# Jian's inequality

The following inequality is needed in the proof of correctness of Chudak's facility location algorithm, which was presented on 2008-07-25.

<math>\sum_{i=1}^n \left( c_i y_i \prod_{j=1}^{i-1}(1-y_j) \right) \le \left( \sum_{i=1}^n c_i y_i \right)\left( 1 - \prod_{j=1}^n(1 - y_j) \right)</math>

(Assuming that <math>c_1 \le \cdots \le c_n</math>.)

Here's the proof Jian gave me (Matt) on 2008-08-01:

**Lemma:** Let <math>(a_i)_{i=1}^n</math> and <math>(b_i)_{i=1}^n</math> be two sequences of real numbers. Suppose <math>\sum_{i=1}^n a_i \ge 0</math>, <math>(a_i)_{i=1}^n</math> consists of nonpositive terms followed by nonnegative terms, and <math>0 \le b_1 \le \cdots \le b_n</math>. Then <math>\sum_{i=1}^n a_i b_i \ge 0</math>.
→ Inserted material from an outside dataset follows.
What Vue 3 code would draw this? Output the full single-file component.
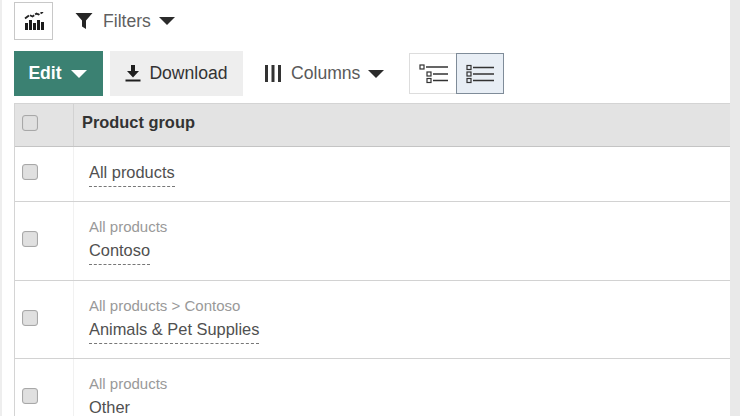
<script setup>
const rows = [
  { path: '', name: 'All products', h: 54 },
  { path: 'All products', name: 'Contoso', h: 78 },
  { path: 'All products > Contoso', name: 'Animals & Pet Supplies', h: 77 },
  { path: 'All products', name: 'Other', h: 78 },
]
</script>

<template>
  <div class="page">
    <div class="top">
      <button class="chart">
        <svg width="20" height="18" viewBox="0 0 20 18">
          <path d="M1 6.500l4.500-3.500 3 1.500 4-3 2 1 4.500-2.500" fill="none" stroke="#222" stroke-width="1.800" stroke-dasharray="5 1.200"/>
          <rect x="1" y="11" width="3" height="7" fill="#1c1c1c"/>
          <rect x="5" y="8" width="3" height="10" fill="#1c1c1c"/>
          <rect x="9" y="11" width="3" height="7" fill="#1c1c1c"/>
          <rect x="13" y="8" width="3" height="10" fill="#1c1c1c"/>
          <rect x="17" y="10" width="3" height="8" fill="#1c1c1c"/>
        </svg>
      </button>
      <div class="filters">
        <svg class="funnel" width="18" height="18" viewBox="0 0 18 18"><path d="M0.500 1h17l-6.500 7.500V17l-4-2.500v-6z" fill="#262626"/></svg>
        <span>Filters</span>
        <i class="caret dark"></i>
      </div>
    </div>
    <div class="actions">
      <button class="edit">Edit <i class="caret white"></i></button>
      <button class="download">
        <svg width="16" height="17" viewBox="0 0 16 17"><path d="M6 0h4v6h4l-6 6.500L2 6h4z M0.500 14.500h15v2h-15z" fill="#1f1f1f"/></svg>
        <span>Download</span>
      </button>
      <div class="columns">
        <svg width="16" height="17" viewBox="0 0 16 17"><path d="M0 0h3v17H0zM6.500 0h3v17h-3zM13 0h3v17h-3z" fill="#333"/></svg>
        <span>Columns</span>
        <i class="caret dark"></i>
      </div>
      <div class="toggle">
        <button class="view">
          <svg width="29" height="20" viewBox="0 0 29 20">
            <g fill="none" stroke="#333" stroke-width="1.200">
              <rect x="1" y="1" width="4" height="4"/><rect x="8" y="8" width="4" height="4"/><rect x="8" y="14.500" width="4" height="4"/>
            </g>
            <path d="M7 3h22M14 10h15M14 16.500h15" stroke="#333" stroke-width="1.300"/>
          </svg>
        </button>
        <button class="view active">
          <svg width="29" height="20" viewBox="0 0 29 20">
            <g fill="none" stroke="#333" stroke-width="1.200">
              <rect x="1" y="1.500" width="4" height="4"/><rect x="1" y="8" width="4" height="4"/><rect x="1" y="14.500" width="4" height="4"/>
            </g>
            <path d="M7 3.500h21M7 10h21M7 16.500h21" stroke="#333" stroke-width="1.300"/>
          </svg>
        </button>
      </div>
    </div>
    <div class="table">
      <div class="row head">
        <div class="check-cell"><span class="check"></span></div>
        <div class="label-cell"><strong>Product group</strong></div>
      </div>
      <div v-for="r in rows" :key="r.name" class="row" :style="{ height: r.h + 'px' }">
        <div class="check-cell"><span class="check"></span></div>
        <div class="label-cell body">
          <div v-if="r.path" class="path">{{ r.path }}</div>
          <div><span class="name">{{ r.name }}</span></div>
        </div>
      </div>
    </div>
  </div>
</template>

<style>
html, body { margin: 0; background: #fff; overflow: hidden; }
</style>

<style scoped>
.page {
  width: 740px; height: 416px; box-sizing: border-box; overflow: hidden;
  padding: 2px 0 0 12px;
  font-family: "Liberation Sans", Arial, sans-serif; font-size: 16.4px; color: #444;
  background: #fff;
  border-left: 2px solid #eeeeee;
  border-right: 10px solid #e9e9e9;
}
button { font: inherit; cursor: pointer; margin: 0; }
.top { display: flex; align-items: center; height: 37px; }
.chart {
  width: 39px; height: 38px; box-sizing: border-box; border: 1px solid #c8c8c8; background: #fff;
  display: flex; align-items: center; justify-content: center; padding: 0;
}
.filters { display: flex; align-items: center; margin-left: 22px; margin-top: 1px; color: #5f5f5f; font-size: 17.6px; }
.filters span { margin-left: 10px; margin-right: 8px; }
.caret { display: inline-block; width: 0; height: 0; border-left: 8.500px solid transparent; border-right: 8.500px solid transparent; }
.caret.dark { border-top: 8px solid #2b2b2b; }
.caret.white { border-top: 8px solid #fff; }
.actions { display: flex; align-items: center; margin-top: 12px; height: 45px; font-size: 17.6px; }
.edit {
  width: 89px; height: 45px; border: 0; background: #3b8172; color: #fff; font-weight: 700; padding: 0 2px 0 0;
  display: flex; align-items: center; justify-content: center; gap: 9px;
}
.download {
  width: 133px; height: 45px; margin-left: 7px; border: 0; background: #eeeeee; color: #333; padding: 0;
  display: flex; align-items: center; justify-content: center; gap: 8px;
}
.columns { display: flex; align-items: center; margin-left: 22px; color: #5a5a5a; }
.columns span { margin-left: 10px; margin-right: 8px; }
.toggle { display: flex; margin-left: 25px; height: 41px; }
.view { width: 48px; height: 41px; box-sizing: border-box; border: 1px solid #ddd; background: #fff; padding: 0; display: flex; align-items: center; justify-content: center; }
.view.active { background: #e8eef5; border-color: #7f8c99; margin-left: -1px; }
.table { margin-top: 7px; border-left: 1px solid #d4d4d4; border-top: 1px solid #d4d4d4; }
.row { display: flex; border-bottom: 1px solid #d2d2d2; }
.head { height: 42px; background: #e3e3e3; border-bottom: 1px solid #c4c4c4; }
.check-cell { width: 59px; display: flex; align-items: center; box-sizing: border-box; padding: 0 0 4px 7px; border-right: 1px solid #f1f1f1; flex: none; }
.head .check-cell { border-right-color: #d2d2d2; }
.check { width: 16px; height: 16px; box-sizing: border-box; border: 1px solid #a8a8a8; border-radius: 3px; background: #e0e0e0; box-shadow: inset 0 0 1px #bbb; }
.label-cell { display: flex; align-items: center; padding: 0 0 6px 8px; }
.label-cell strong { color: #333; font-size: 16.400px; }
.label-cell.body { flex-direction: column; align-items: flex-start; justify-content: center; padding: 0 0 0 15px; }
.path { font-size: 15px; color: #999; line-height: 20px; margin-bottom: 2px; }
.name { display: inline-block; line-height: 22px; color: #505050; border-bottom: 1px dashed #777; padding-bottom: 3px; }
</style>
**Proof:** Observe that, for every <math>j = 1,\ \ldots,\ n</math>, <math>\sum_{i=j}^n a_i \ge 0</math> because <math>\sum_{i=j}^n a_i</math> either consists entirely of nonnegative terms or can be obtained from the nonnegative <math>\sum_{i=1}^n a_i</math> by removing nonpositive terms. Now, letting <math>b_0 = 0</math>, we have:

<math>\sum_{i=1}^n a_i b_i = \sum_{i=1}^n \left( a_i \sum_{j=1}^i (b_j - b_{j-1}) \right) = \sum_{j=1}^n \left( (b_j - b_{j-1}) \bigg( \sum_{i=j}^n a_i \bigg) \right) \ge 0</math>

as desired.

**Main proof:** Subtracting the left side of the inequality from the right gives the following equivalent inequality:

<math>\sum_{i=1}^n \left( c_i y_i \bigg( 1 - \prod_{j=1}^{i-1} (1 - y_j) - \prod_{j=1}^n (1 - y_j) \bigg) \right) \ge 0</math>

To prove this, we apply the lemma with <math>b_i = c_i</math> and <math>a_i = y_i \bigg( 1 - \prod_{j=1}^{i-1} (1 - y_j) - \prod_{j=1}^n (1 - y_j) \bigg)</math>. Clearly the <math>b_i</math> are increasing. The values <math>\bigg( 1 - \prod_{j=1}^{i-1} (1 - y_j) - \prod_{j=1}^n (1 - y_j) \bigg)</math> are increasing because increasing <math>i</math> adds factors to the second term, making it less negative; multiplying them by the positive <math>y_i</math> gives a sequence of nonpositive terms followed by nonnegative ones. We only have to show that <math>\sum_{i=1}^n a_i \ge 0</math>:

<math>\sum_{i=1}^n y_i \bigg( 1 - \prod_{j=1}^{i-1} (1 - y_j) - \prod_{j=1}^n (1 - y_j) \bigg) = \left( \sum_{i=1}^n y_i \right) \left( 1 - \prod_{j=1}^n (1 - y_j) \right) - \sum_{i=1}^n \left( y_i \prod_{j=1}^{i-1} (1 - y_j) \right)</math> <math>= 1 - \sum_{i=1}^n \left( y_i \prod_{j=1}^{i-1} (1 - y_j) \right) - \prod_{j=1}^n (1 - y_j) = 0.</math>

The last equality holds because the second term is the sum of each facility's probability that it is the closest one open and the third term is the probability that all facilities are closed, so together these account for all the possibilities. Q.E.D.